■ **DATA BLOCK**:
— BEGIN —

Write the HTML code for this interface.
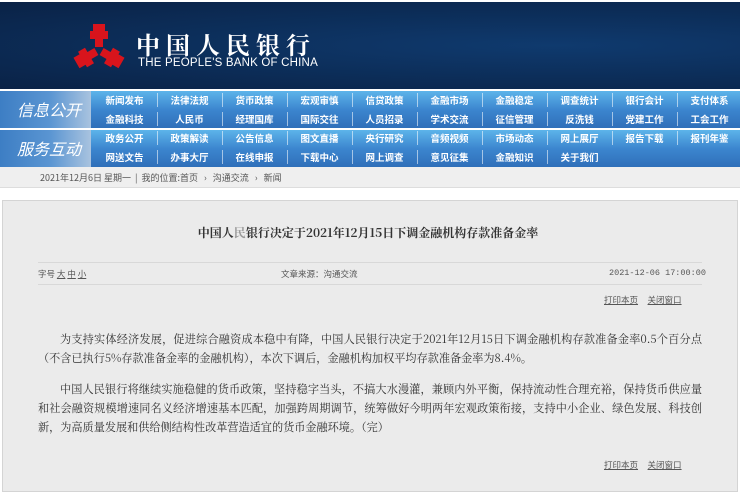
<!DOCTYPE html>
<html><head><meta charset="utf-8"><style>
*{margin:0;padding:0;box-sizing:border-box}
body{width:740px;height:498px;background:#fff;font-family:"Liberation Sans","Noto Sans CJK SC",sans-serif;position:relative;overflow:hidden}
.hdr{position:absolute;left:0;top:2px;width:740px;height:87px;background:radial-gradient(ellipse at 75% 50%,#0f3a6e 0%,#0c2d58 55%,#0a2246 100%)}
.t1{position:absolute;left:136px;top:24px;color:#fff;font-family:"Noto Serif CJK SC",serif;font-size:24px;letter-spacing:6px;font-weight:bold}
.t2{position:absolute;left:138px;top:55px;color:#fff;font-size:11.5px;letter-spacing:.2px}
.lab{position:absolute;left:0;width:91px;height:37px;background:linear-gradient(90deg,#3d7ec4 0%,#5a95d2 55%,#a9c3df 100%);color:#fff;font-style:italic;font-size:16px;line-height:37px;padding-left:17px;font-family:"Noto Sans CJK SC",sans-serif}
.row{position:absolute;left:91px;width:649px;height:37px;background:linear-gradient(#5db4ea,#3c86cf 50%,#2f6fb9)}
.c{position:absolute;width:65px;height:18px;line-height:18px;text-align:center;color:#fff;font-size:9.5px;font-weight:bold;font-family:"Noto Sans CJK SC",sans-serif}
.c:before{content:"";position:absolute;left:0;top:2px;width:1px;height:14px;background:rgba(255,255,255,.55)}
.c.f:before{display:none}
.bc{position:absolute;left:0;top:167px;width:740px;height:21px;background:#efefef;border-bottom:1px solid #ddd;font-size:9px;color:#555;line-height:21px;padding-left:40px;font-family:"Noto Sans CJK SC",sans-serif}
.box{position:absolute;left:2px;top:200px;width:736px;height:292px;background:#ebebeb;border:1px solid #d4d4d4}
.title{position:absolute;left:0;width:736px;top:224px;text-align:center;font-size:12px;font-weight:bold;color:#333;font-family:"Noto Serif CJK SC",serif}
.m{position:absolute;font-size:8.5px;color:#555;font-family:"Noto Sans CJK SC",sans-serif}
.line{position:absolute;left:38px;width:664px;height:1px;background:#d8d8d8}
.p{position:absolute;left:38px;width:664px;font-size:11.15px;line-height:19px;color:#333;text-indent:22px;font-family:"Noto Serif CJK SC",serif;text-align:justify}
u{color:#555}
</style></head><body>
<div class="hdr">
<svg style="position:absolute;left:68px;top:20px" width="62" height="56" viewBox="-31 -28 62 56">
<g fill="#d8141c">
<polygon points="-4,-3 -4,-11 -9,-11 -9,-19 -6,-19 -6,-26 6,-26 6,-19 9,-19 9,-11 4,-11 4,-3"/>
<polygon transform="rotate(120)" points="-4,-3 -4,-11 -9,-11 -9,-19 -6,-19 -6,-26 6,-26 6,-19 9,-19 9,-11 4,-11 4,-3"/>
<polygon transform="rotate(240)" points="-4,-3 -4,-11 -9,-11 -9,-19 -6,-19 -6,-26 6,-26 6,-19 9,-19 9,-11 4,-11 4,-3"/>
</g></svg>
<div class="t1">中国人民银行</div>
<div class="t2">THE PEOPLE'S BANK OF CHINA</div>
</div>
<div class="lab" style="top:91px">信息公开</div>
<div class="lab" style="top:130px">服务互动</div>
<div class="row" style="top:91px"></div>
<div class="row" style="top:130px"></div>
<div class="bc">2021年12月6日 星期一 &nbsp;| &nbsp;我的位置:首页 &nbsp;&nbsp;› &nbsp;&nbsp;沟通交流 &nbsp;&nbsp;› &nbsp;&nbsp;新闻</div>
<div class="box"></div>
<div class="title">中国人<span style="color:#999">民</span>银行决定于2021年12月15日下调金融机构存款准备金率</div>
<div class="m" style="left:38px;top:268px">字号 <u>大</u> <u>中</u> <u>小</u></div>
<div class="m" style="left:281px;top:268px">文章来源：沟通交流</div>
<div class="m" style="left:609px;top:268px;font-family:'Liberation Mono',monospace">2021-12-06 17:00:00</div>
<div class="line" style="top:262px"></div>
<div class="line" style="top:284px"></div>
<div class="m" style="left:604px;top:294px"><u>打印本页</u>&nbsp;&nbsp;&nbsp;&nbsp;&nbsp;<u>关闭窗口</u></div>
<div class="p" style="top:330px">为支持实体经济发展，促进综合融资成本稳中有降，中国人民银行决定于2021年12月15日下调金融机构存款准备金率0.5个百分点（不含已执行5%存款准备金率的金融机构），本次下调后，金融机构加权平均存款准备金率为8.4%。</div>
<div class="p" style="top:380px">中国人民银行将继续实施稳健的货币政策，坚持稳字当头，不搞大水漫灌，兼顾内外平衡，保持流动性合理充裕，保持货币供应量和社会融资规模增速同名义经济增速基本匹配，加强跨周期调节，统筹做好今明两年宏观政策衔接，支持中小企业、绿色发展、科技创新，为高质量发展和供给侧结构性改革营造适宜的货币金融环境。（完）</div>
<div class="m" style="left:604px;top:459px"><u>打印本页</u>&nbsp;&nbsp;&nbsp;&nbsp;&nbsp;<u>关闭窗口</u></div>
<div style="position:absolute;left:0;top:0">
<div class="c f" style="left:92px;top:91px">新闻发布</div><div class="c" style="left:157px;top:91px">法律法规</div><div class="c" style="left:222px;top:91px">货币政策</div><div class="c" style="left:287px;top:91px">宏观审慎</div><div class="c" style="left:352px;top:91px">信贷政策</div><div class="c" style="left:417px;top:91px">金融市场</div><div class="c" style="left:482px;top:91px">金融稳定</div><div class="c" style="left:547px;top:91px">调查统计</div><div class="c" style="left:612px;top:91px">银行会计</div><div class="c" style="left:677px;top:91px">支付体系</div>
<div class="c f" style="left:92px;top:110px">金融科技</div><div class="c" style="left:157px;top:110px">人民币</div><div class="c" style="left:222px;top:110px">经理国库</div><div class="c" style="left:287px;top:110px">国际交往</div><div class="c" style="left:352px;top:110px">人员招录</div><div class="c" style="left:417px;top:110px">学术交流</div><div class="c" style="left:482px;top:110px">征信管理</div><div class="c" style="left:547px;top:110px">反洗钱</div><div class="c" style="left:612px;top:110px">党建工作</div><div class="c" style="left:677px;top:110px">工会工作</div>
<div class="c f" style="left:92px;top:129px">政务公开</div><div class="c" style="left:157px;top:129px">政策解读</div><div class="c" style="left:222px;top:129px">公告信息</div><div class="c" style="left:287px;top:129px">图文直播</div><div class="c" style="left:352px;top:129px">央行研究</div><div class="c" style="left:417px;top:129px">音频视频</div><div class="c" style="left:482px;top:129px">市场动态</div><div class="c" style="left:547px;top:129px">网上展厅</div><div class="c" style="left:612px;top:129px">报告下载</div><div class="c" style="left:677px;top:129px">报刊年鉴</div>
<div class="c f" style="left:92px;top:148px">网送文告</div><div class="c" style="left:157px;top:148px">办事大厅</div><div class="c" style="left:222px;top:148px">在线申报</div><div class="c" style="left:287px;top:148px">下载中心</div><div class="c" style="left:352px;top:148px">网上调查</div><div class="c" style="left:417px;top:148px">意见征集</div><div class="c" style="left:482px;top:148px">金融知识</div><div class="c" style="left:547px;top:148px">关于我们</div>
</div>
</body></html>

— END —

■ **EXERCISE REQUIREMENTS**: Your task is to repeat the material above exactly, without its pictures.

■ **WRITTEN ANSWER**:
Write the HTML code for this interface.
<!DOCTYPE html>
<html><head><meta charset="utf-8"><style>
*{margin:0;padding:0;box-sizing:border-box}
body{width:740px;height:498px;background:#fff;font-family:"Liberation Sans","Noto Sans CJK SC",sans-serif;position:relative;overflow:hidden}
.hdr{position:absolute;left:0;top:2px;width:740px;height:87px;background:radial-gradient(ellipse at 75% 50%,#0f3a6e 0%,#0c2d58 55%,#0a2246 100%)}
.t1{position:absolute;left:136px;top:24px;color:#fff;font-family:"Noto Serif CJK SC",serif;font-size:24px;letter-spacing:6px;font-weight:bold}
.t2{position:absolute;left:138px;top:55px;color:#fff;font-size:11.5px;letter-spacing:.2px}
.lab{position:absolute;left:0;width:91px;height:37px;background:linear-gradient(90deg,#3d7ec4 0%,#5a95d2 55%,#a9c3df 100%);color:#fff;font-style:italic;font-size:16px;line-height:37px;padding-left:17px;font-family:"Noto Sans CJK SC",sans-serif}
.row{position:absolute;left:91px;width:649px;height:37px;background:linear-gradient(#5db4ea,#3c86cf 50%,#2f6fb9)}
.c{position:absolute;width:65px;height:18px;line-height:18px;text-align:center;color:#fff;font-size:9.5px;font-weight:bold;font-family:"Noto Sans CJK SC",sans-serif}
.c:before{content:"";position:absolute;left:0;top:2px;width:1px;height:14px;background:rgba(255,255,255,.55)}
.c.f:before{display:none}
.bc{position:absolute;left:0;top:167px;width:740px;height:21px;background:#efefef;border-bottom:1px solid #ddd;font-size:9px;color:#555;line-height:21px;padding-left:40px;font-family:"Noto Sans CJK SC",sans-serif}
.box{position:absolute;left:2px;top:200px;width:736px;height:292px;background:#ebebeb;border:1px solid #d4d4d4}
.title{position:absolute;left:0;width:736px;top:224px;text-align:center;font-size:12px;font-weight:bold;color:#333;font-family:"Noto Serif CJK SC",serif}
.m{position:absolute;font-size:8.5px;color:#555;font-family:"Noto Sans CJK SC",sans-serif}
.line{position:absolute;left:38px;width:664px;height:1px;background:#d8d8d8}
.p{position:absolute;left:38px;width:664px;font-size:11.15px;line-height:19px;color:#333;text-indent:22px;font-family:"Noto Serif CJK SC",serif;text-align:justify}
u{color:#555}
</style></head><body>
<div class="hdr">
<svg style="position:absolute;left:68px;top:20px" width="62" height="56" viewBox="-31 -28 62 56">
<g fill="#d8141c">
<polygon points="-4,-3 -4,-11 -9,-11 -9,-19 -6,-19 -6,-26 6,-26 6,-19 9,-19 9,-11 4,-11 4,-3"/>
<polygon transform="rotate(120)" points="-4,-3 -4,-11 -9,-11 -9,-19 -6,-19 -6,-26 6,-26 6,-19 9,-19 9,-11 4,-11 4,-3"/>
<polygon transform="rotate(240)" points="-4,-3 -4,-11 -9,-11 -9,-19 -6,-19 -6,-26 6,-26 6,-19 9,-19 9,-11 4,-11 4,-3"/>
</g></svg>
<div class="t1">中国人民银行</div>
<div class="t2">THE PEOPLE'S BANK OF CHINA</div>
</div>
<div class="lab" style="top:91px">信息公开</div>
<div class="lab" style="top:130px">服务互动</div>
<div class="row" style="top:91px"></div>
<div class="row" style="top:130px"></div>
<div class="bc">2021年12月6日 星期一 &nbsp;| &nbsp;我的位置:首页 &nbsp;&nbsp;› &nbsp;&nbsp;沟通交流 &nbsp;&nbsp;› &nbsp;&nbsp;新闻</div>
<div class="box"></div>
<div class="title">中国人<span style="color:#999">民</span>银行决定于2021年12月15日下调金融机构存款准备金率</div>
<div class="m" style="left:38px;top:268px">字号 <u>大</u> <u>中</u> <u>小</u></div>
<div class="m" style="left:281px;top:268px">文章来源：沟通交流</div>
<div class="m" style="left:609px;top:268px;font-family:'Liberation Mono',monospace">2021-12-06 17:00:00</div>
<div class="line" style="top:262px"></div>
<div class="line" style="top:284px"></div>
<div class="m" style="left:604px;top:294px"><u>打印本页</u>&nbsp;&nbsp;&nbsp;&nbsp;&nbsp;<u>关闭窗口</u></div>
<div class="p" style="top:330px">为支持实体经济发展，促进综合融资成本稳中有降，中国人民银行决定于2021年12月15日下调金融机构存款准备金率0.5个百分点（不含已执行5%存款准备金率的金融机构），本次下调后，金融机构加权平均存款准备金率为8.4%。</div>
<div class="p" style="top:380px">中国人民银行将继续实施稳健的货币政策，坚持稳字当头，不搞大水漫灌，兼顾内外平衡，保持流动性合理充裕，保持货币供应量和社会融资规模增速同名义经济增速基本匹配，加强跨周期调节，统筹做好今明两年宏观政策衔接，支持中小企业、绿色发展、科技创新，为高质量发展和供给侧结构性改革营造适宜的货币金融环境。（完）</div>
<div class="m" style="left:604px;top:459px"><u>打印本页</u>&nbsp;&nbsp;&nbsp;&nbsp;&nbsp;<u>关闭窗口</u></div>
<div style="position:absolute;left:0;top:0">
<div class="c f" style="left:92px;top:91px">新闻发布</div><div class="c" style="left:157px;top:91px">法律法规</div><div class="c" style="left:222px;top:91px">货币政策</div><div class="c" style="left:287px;top:91px">宏观审慎</div><div class="c" style="left:352px;top:91px">信贷政策</div><div class="c" style="left:417px;top:91px">金融市场</div><div class="c" style="left:482px;top:91px">金融稳定</div><div class="c" style="left:547px;top:91px">调查统计</div><div class="c" style="left:612px;top:91px">银行会计</div><div class="c" style="left:677px;top:91px">支付体系</div>
<div class="c f" style="left:92px;top:110px">金融科技</div><div class="c" style="left:157px;top:110px">人民币</div><div class="c" style="left:222px;top:110px">经理国库</div><div class="c" style="left:287px;top:110px">国际交往</div><div class="c" style="left:352px;top:110px">人员招录</div><div class="c" style="left:417px;top:110px">学术交流</div><div class="c" style="left:482px;top:110px">征信管理</div><div class="c" style="left:547px;top:110px">反洗钱</div><div class="c" style="left:612px;top:110px">党建工作</div><div class="c" style="left:677px;top:110px">工会工作</div>
<div class="c f" style="left:92px;top:129px">政务公开</div><div class="c" style="left:157px;top:129px">政策解读</div><div class="c" style="left:222px;top:129px">公告信息</div><div class="c" style="left:287px;top:129px">图文直播</div><div class="c" style="left:352px;top:129px">央行研究</div><div class="c" style="left:417px;top:129px">音频视频</div><div class="c" style="left:482px;top:129px">市场动态</div><div class="c" style="left:547px;top:129px">网上展厅</div><div class="c" style="left:612px;top:129px">报告下载</div><div class="c" style="left:677px;top:129px">报刊年鉴</div>
<div class="c f" style="left:92px;top:148px">网送文告</div><div class="c" style="left:157px;top:148px">办事大厅</div><div class="c" style="left:222px;top:148px">在线申报</div><div class="c" style="left:287px;top:148px">下载中心</div><div class="c" style="left:352px;top:148px">网上调查</div><div class="c" style="left:417px;top:148px">意见征集</div><div class="c" style="left:482px;top:148px">金融知识</div><div class="c" style="left:547px;top:148px">关于我们</div>
</div>
</body></html>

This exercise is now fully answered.